Hey, look, I get it — when people are putting microphones in front of you all day, it’s easy to become convinced that you’re smarter and more enlightened than you actually are. (Ever read any of Cusack’s tweets? Good heavens.) But more often than not, celebs just end up sounding stupid…and actors who are politically outspoken, on both sides of the political equation, rarely accomplish much more than potentially alienating half of their audience. It took me years longer than it should have to appreciate the work of John Wayne, because I read his noxious comments on the Vietnam War (and its protestors) before I saw, say, “The Searchers.” That was my loss, and I’m glad I got over the prejudice. I’d imagine plenty of people on the other end of the political spectrum might feel the same way about, say, Jane Fonda’s work — and as a result, they’re missing great movies like “Klute” and “The China Syndrome.” Maybe they resent George Clooney for being some kind of limousine liberal, and have skipped “Gravity” or “The Descendants,” which is unfortunate. And if Vince Vaughn ever makes a good movie again, or turns out to be great on “True Detective,” some may have difficulty digging into his work when they find out he’s become BFFs (and business partners) with Glenn Beck.

5. On Bollywood’s “Bombay Velvet” and How the Internet Manipulates Expectations. 
Bollywood’s “Bombay Velvet” was released in Indian theaters last month to mixed reviews and high box office numbers, but it has become somewhat of an underdog in India’s movie marketplace. Nikhil Taneja explores how the Internet-era has manipulated expectations of films and has radically changed the modes of reception.

The more time spent on the internet consuming about movies before watching them, is killing the experience of watching any movie for what it is. Remember the unparalleled pleasure of being in a cinema hall at one with a movie, and discovering it unfold one scene at a time, before the onslaught of teasers of teasers and trailers 2,7,10? Before Twitter and Facebook told you EVERYTHING you didn’t want to know about the film but would have liked seeing or deciding for yourself? Before opinions were jammed down your throat because you live on the internet and opinion-givers do too? Hence my opinion of “Bombay Velvet” is immaterial. What matters is what you think of it. And the only way for you to decide is not by reading snarky comments about it on the internet but by going to the theater and watching it yourself. Watch it not because I or anyone else liked the film, but because such an intricately created and painstakingly mounted film is certainly worth your time – at least worth more than reading all the gossip about it. Whether you love, like or dislike it, watching a movie of this scale, design and feel isn’t an experience you get often in India cinema, and will certainly not get anymore if this film is doomed by the wrath of the internet and the curse of being Anurag Kashyap.

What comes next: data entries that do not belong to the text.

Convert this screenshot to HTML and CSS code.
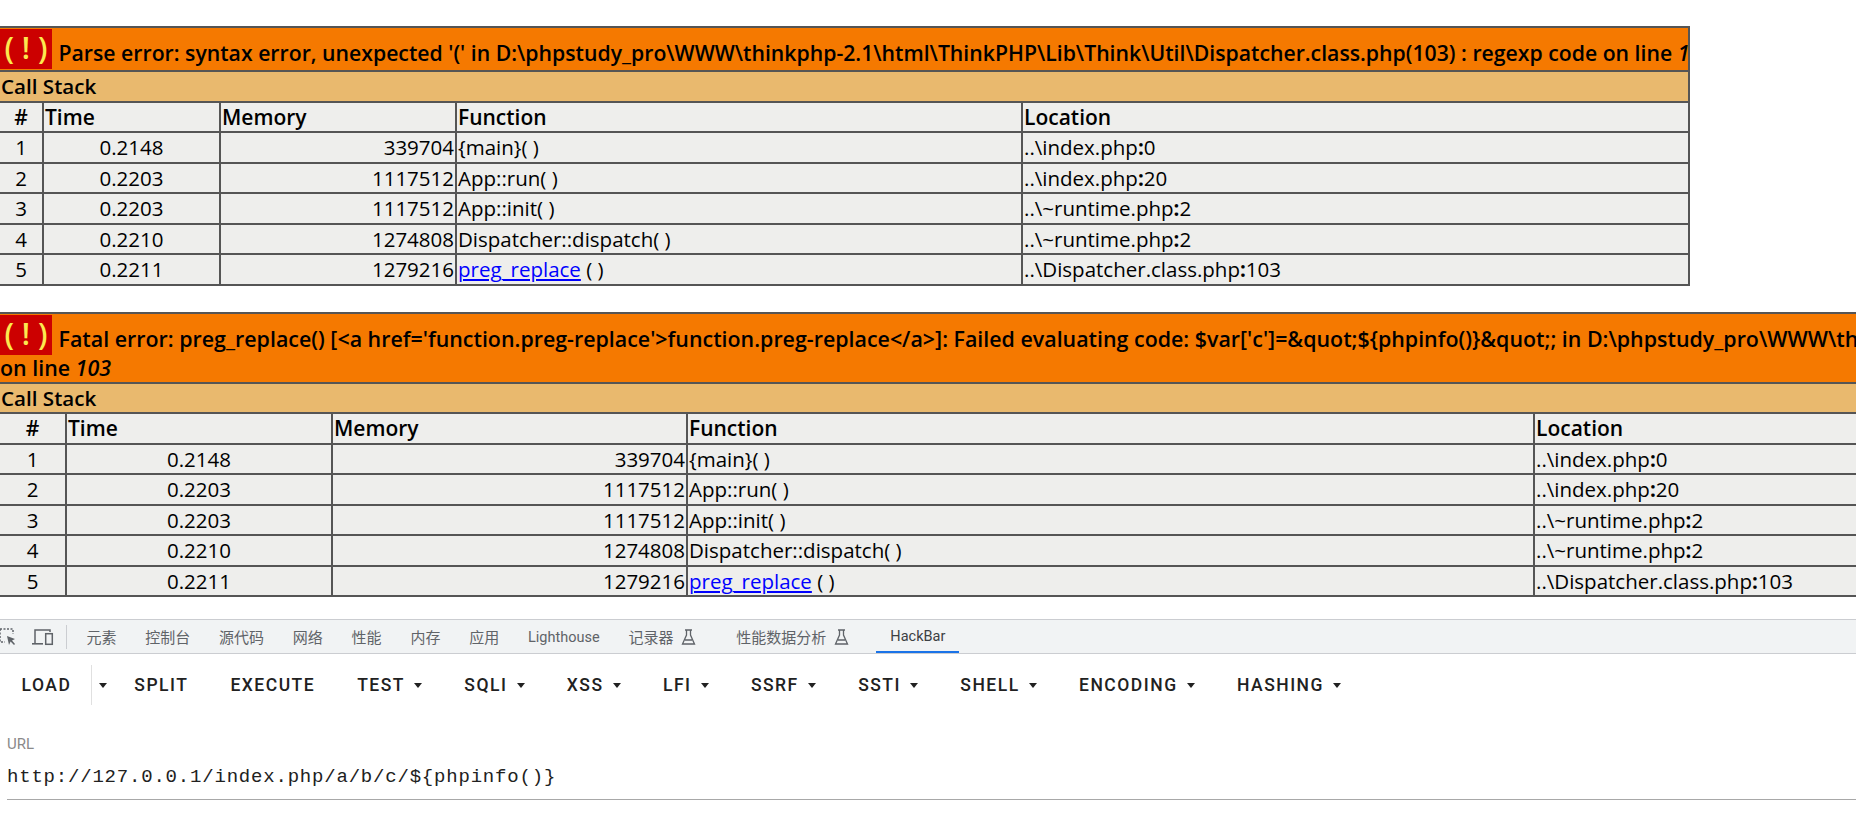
FILE: index.html
```html
<!DOCTYPE html>
<html lang="zh">
<head>
<meta charset="utf-8">
<title>HackBar</title>
<link rel="stylesheet" href="styles.css">
</head>
<body>
<main class="page">
  <table class="xd xd-a">
    <colgroup><col class="a1"><col class="a2"><col class="a3"><col class="a4"><col></colgroup>
    <tr class="msg"><th colspan="5"><span class="bang">( ! )</span> Parse error: syntax error, unexpected '(' in D:\phpstudy_pro\WWW\thinkphp-2.1\html\ThinkPHP\Lib\Think\Util\Dispatcher.class.php(103) : regexp code on line <i>1</i></th></tr>
    <tr class="cs"><th colspan="5">Call Stack</th></tr>
    <tr class="hd"><th class="c">#</th><th>Time</th><th>Memory</th><th>Function</th><th>Location</th></tr>
    <tr><td class="c">1</td><td class="c">0.2148</td><td class="r">339704</td><td>{main}( )</td><td>..\index.php<b>:</b>0</td></tr>
    <tr><td class="c">2</td><td class="c">0.2203</td><td class="r">1117512</td><td>App::run( )</td><td>..\index.php<b>:</b>20</td></tr>
    <tr><td class="c">3</td><td class="c">0.2203</td><td class="r">1117512</td><td>App::init( )</td><td>..\~runtime.php<b>:</b>2</td></tr>
    <tr><td class="c">4</td><td class="c">0.2210</td><td class="r">1274808</td><td>Dispatcher::dispatch( )</td><td>..\~runtime.php<b>:</b>2</td></tr>
    <tr><td class="c">5</td><td class="c">0.2211</td><td class="r">1279216</td><td><a href="#">preg_replace</a> ( )</td><td>..\Dispatcher.class.php<b>:</b>103</td></tr>
  </table>
  <table class="xd xd-b">
    <colgroup><col class="b1"><col class="b2"><col class="b3"><col class="b4"><col class="b5"></colgroup>
    <tr class="msg"><th colspan="5"><span class="bang">( ! )</span> Fatal error: preg_replace() [&lt;a href='function.preg-replace'&gt;function.preg-replace&lt;/a&gt;]: Failed evaluating code: $var['c']=&amp;quot;${phpinfo()}&amp;quot;; in D:\phpstudy_pro\WWW\thinkphp-2.1\html\ThinkPHP\Lib\Think\Util\Dispatcher.class.php(103) : regexp code<br>on line <i>103</i></th></tr>
    <tr class="cs"><th colspan="5">Call Stack</th></tr>
    <tr class="hd"><th class="c">#</th><th>Time</th><th>Memory</th><th>Function</th><th>Location</th></tr>
    <tr><td class="c">1</td><td class="c">0.2148</td><td class="r">339704</td><td>{main}( )</td><td>..\index.php<b>:</b>0</td></tr>
    <tr><td class="c">2</td><td class="c">0.2203</td><td class="r">1117512</td><td>App::run( )</td><td>..\index.php<b>:</b>20</td></tr>
    <tr><td class="c">3</td><td class="c">0.2203</td><td class="r">1117512</td><td>App::init( )</td><td>..\~runtime.php<b>:</b>2</td></tr>
    <tr><td class="c">4</td><td class="c">0.2210</td><td class="r">1274808</td><td>Dispatcher::dispatch( )</td><td>..\~runtime.php<b>:</b>2</td></tr>
    <tr><td class="c">5</td><td class="c">0.2211</td><td class="r">1279216</td><td><a href="#">preg_replace</a> ( )</td><td>..\Dispatcher.class.php<b>:</b>103</td></tr>
  </table>
</main>
<section class="devtools">
  <nav class="tabs">
    <svg class="ic-inspect" width="18" height="18" viewBox="0 0 18 18"><path d="M1 1h13v5M1 1v13h5" fill="none" stroke="#5f6368" stroke-width="1.5" stroke-dasharray="2 1.5"/><path d="M8 8l8 3-3 1.6L16 16l-1 1-3.4-3.4L10 17z" fill="#5f6368"/></svg>
    <svg class="ic-device" width="22" height="18" viewBox="0 0 22 18"><path d="M3 15V2h15v2" fill="none" stroke="#5f6368" stroke-width="1.5"/><path d="M0 15h11v1.6H0z" fill="#5f6368"/><rect x="13.7" y="5.7" width="6.6" height="10.6" fill="none" stroke="#5f6368" stroke-width="1.5"/></svg>
    <span class="sep"></span>
    <span class="tab">元素</span><span class="tab">控制台</span><span class="tab">源代码</span><span class="tab">网络</span><span class="tab">性能</span><span class="tab">内存</span><span class="tab">应用</span><span class="tab lat">Lighthouse</span>
    <span class="tab exp">记录器<svg class="flask" width="15" height="16" viewBox="0 0 15 16"><path d="M4 1h7M5.5 1v5L1.5 15h12L9.5 6V1M4 11h7" fill="none" stroke="#5f6368" stroke-width="1.3"/></svg></span>
    <span class="tab exp">性能数据分析<svg class="flask" width="15" height="16" viewBox="0 0 15 16"><path d="M4 1h7M5.5 1v5L1.5 15h12L9.5 6V1M4 11h7" fill="none" stroke="#5f6368" stroke-width="1.3"/></svg></span>
    <span class="tab lat on">HackBar</span>
  </nav>
  <div class="bar">
    <button class="btn load">LOAD</button>
    <button class="btn more"><span class="caret"></span></button>
    <button class="btn">SPLIT</button>
    <button class="btn">EXECUTE</button>
    <button class="btn">TEST<span class="caret"></span></button>
    <button class="btn">SQLI<span class="caret"></span></button>
    <button class="btn">XSS<span class="caret"></span></button>
    <button class="btn">LFI<span class="caret"></span></button>
    <button class="btn">SSRF<span class="caret"></span></button>
    <button class="btn">SSTI<span class="caret"></span></button>
    <button class="btn">SHELL<span class="caret"></span></button>
    <button class="btn">ENCODING<span class="caret"></span></button>
    <button class="btn">HASHING<span class="caret"></span></button>
  </div>
  <div class="field">
    <label class="lbl">URL</label>
    <div class="url">http://127.0.0.1/index.php/a/b/c/${phpinfo()}</div>
  </div>
</section>
```
FILE: styles.css
```css
* { box-sizing: border-box; }
html, body { margin: 0; height: 825px; overflow: hidden; background: #fff; }
.page { height: 619px; padding-top: 26px; overflow: hidden; }
.xd {
  border-collapse: collapse;
  table-layout: fixed;
  margin-left: -2px;
  font-family: "Open Sans", sans-serif;
  font-size: 20.5px;
  color: #000;
  border: 2px solid #555;
}
.xd-a { width: 1692px; margin-bottom: 26px; }
.xd-b { width: 1900px; }
.xd th, .xd td { border: 2px solid #555; padding: 0 1px; text-align: left; white-space: nowrap; overflow: hidden; background: #eeeeec; height: 30.5px; font-weight: 400; line-height: 26px; }
.xd th { font-weight: 600; font-size: 21px; }
.xd .c { text-align: center; }
.xd .r { text-align: right; }
.xd .msg th { background: #f57900; font-size: 21.23px; height: 44px; padding: 1px 0 0 0; vertical-align: top; }
.xd-b .msg th { font-size: 21.4px; height: 70px; line-height: 25px; }
.xd .cs th { background: #e9b96e; font-size: 20.6px; padding-left: 1px; }
.xd b { font-weight: 700; }
.xd a { color: #00f; }
.xd .bang { display: inline-block; margin-right: 1px; background: #c00; color: #fce94f; font-size: 30px; font-weight: 600; width: 52px; height: 40px; line-height: 38px; text-align: center; vertical-align: 2px; white-space: nowrap; }
.a1 { width: 44px; } .a2 { width: 177px; } .a3 { width: 236px; } .a4 { width: 566px; }
.b1 { width: 67px; } .b2 { width: 266px; } .b3 { width: 355px; } .b4 { width: 847px; } .b5 { width: 366px; }

.devtools { height: 206px; font-family: Roboto, sans-serif; }
.tabs { display: flex; align-items: center; height: 35px; background: #f1f3f4; border-top: 1px solid #cbcdd1; border-bottom: 1px solid #cbcdd1; color: #5f6368; font-size: 15px; font-family: Roboto, "Noto Sans CJK SC", sans-serif; }
.ic-inspect { margin-left: -1px; flex: none; }
.ic-device { margin-left: 15px; flex: none; }
.sep { width: 1px; height: 24px; background: #cbcdd1; margin: 0 5px 0 12px; flex: none; }
.tab { display: flex; align-items: center; height: 33px; padding: 0 14.4px; white-space: nowrap; }
.tab.lat { font-size: 14.5px; padding-top: 2px; }
.tab.exp { padding-right: 25.5px; }
.tab.on { color: #3c4043; border-bottom: 2px solid #1a73e8; margin-left: 1.5px; padding: 2px 14px 0; }
.flask { margin-left: 8px; }
.bar { display: flex; align-items: center; height: 62px; padding-left: 1px; }
.btn { display: flex; align-items: center; height: 40px; padding: 0 21px; border: 0; background: none; color: #212121; font-family: Roboto, sans-serif; font-weight: 500; font-size: 17.5px; letter-spacing: 1.5px; white-space: nowrap; }
.btn.load { padding-left: 20.5px; padding-right: 20px; border-right: 1px solid #e0e0e0; }
.btn.more { padding: 0 6.5px; }
.caret { display: block; width: 0; height: 0; margin-left: 9.4px; border-left: 4.5px solid transparent; border-right: 4.5px solid transparent; border-top: 5px solid #212121; }
.more .caret { margin-left: 0; }
.field { margin: 0 0 0 7px; padding-top: 18px; }
.lbl { display: block; color: #8a8a8a; font-size: 15px; line-height: 20px; }
.url { margin-top: 11px; height: 35px; border-bottom: 1px solid #a8a8a8; color: #212121; font-family: "Liberation Mono", monospace; font-size: 19px; letter-spacing: .8px; line-height: 24px; white-space: nowrap; }
```
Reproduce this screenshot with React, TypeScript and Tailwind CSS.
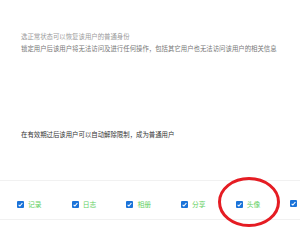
import React from 'react';

const items = ['记录', '日志', '相册', '分享', '头像', ''];

const CheckBox = () => (
  <svg width="7" height="7" viewBox="0 0 7 7" className="shrink-0">
    <rect x="0" y="0" width="7" height="7" rx="1" fill="#1a73d9" />
    <path d="M1.6 3.8 L2.9 5 L5.4 2" stroke="#fff" strokeWidth="1.1" fill="none" />
  </svg>
);

const App = () => {
  return (
    <div
      className="relative w-[300px] h-[250px] overflow-hidden bg-white"
      style={{ fontFamily: '"Noto Sans CJK SC", "Noto Sans", sans-serif' }}
    >
      <div className="pl-[21px] pt-[31px] text-[6.4px] leading-[12px]">
        <p className="text-[#9a9a9a] whitespace-nowrap">选正常状态可以恢复该用户的普通身份</p>
        <p className="text-[#777] whitespace-nowrap">
          锁定用户后该用户将无法访问及进行任何操作，包括其它用户也无法访问该用户的相关信息
        </p>
        <p className="mt-[74px] text-[#333] whitespace-nowrap">在有效期过后该用户可以自动解除限制，成为普通用户</p>
      </div>

      <div className="mt-[39px] border-t border-b border-[#f1f1f1] h-[40px] flex items-start pt-[19px] pl-[17px]">
        {items.map((item, i) => (
          <div key={i} className="w-[54.7px] shrink-0 flex items-center gap-[4px]">
            <CheckBox />
            {item && <span className="text-[6.8px] leading-[8px] text-[#5fcf5f] whitespace-nowrap">{item}</span>}
          </div>
        ))}
      </div>

      <svg className="absolute left-[217px] top-[176px]" width="64" height="52" viewBox="0 0 64 52">
        <ellipse cx="32" cy="26" rx="29.5" ry="23.5" fill="none" stroke="#e51c23" strokeWidth="3" />
      </svg>
    </div>
  );
};

export default App;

6. Maybe “The Matrix” Ruined Science-Fiction Films. 
When “The Matrix” burst onto the scene in 1999, it almost immediately changed sci-fi films, especially with relation to their visual effects, philosophical limitations, and “Whoa” factor. But maybe “The Matrix” actually ruined sci-fi films? io9’s Charlie Jane Anders compiles a Twitter rant from Josh Friedman, creator of “Terminator: The Sarah Connor Chronicles,” about how “The Matrix” has made it harder for sci-fi films to succeed.

“The Matrix” was a hugely influential film, which helped launch a million black-clad wuxia-fueled adventures. But maybe it had an even bigger impact? Josh Friedman, creator of “Terminator: The Sarah Connor Chronicles,” suggests “The Matrix” ruined science fiction movies. Tomorrow sees the release of “Sense8,” the super-ambitious epic from the Wachowskis — so it’s perfect timing that today, we’re questioning the impact of their most famous work. Today on Twitter, Friedman went on a fascinating rant, dealing with the difficulty of getting a huge enough audience to watch science fiction on television. And the massive budgets needed to make science fiction “work” on the small(er) screen.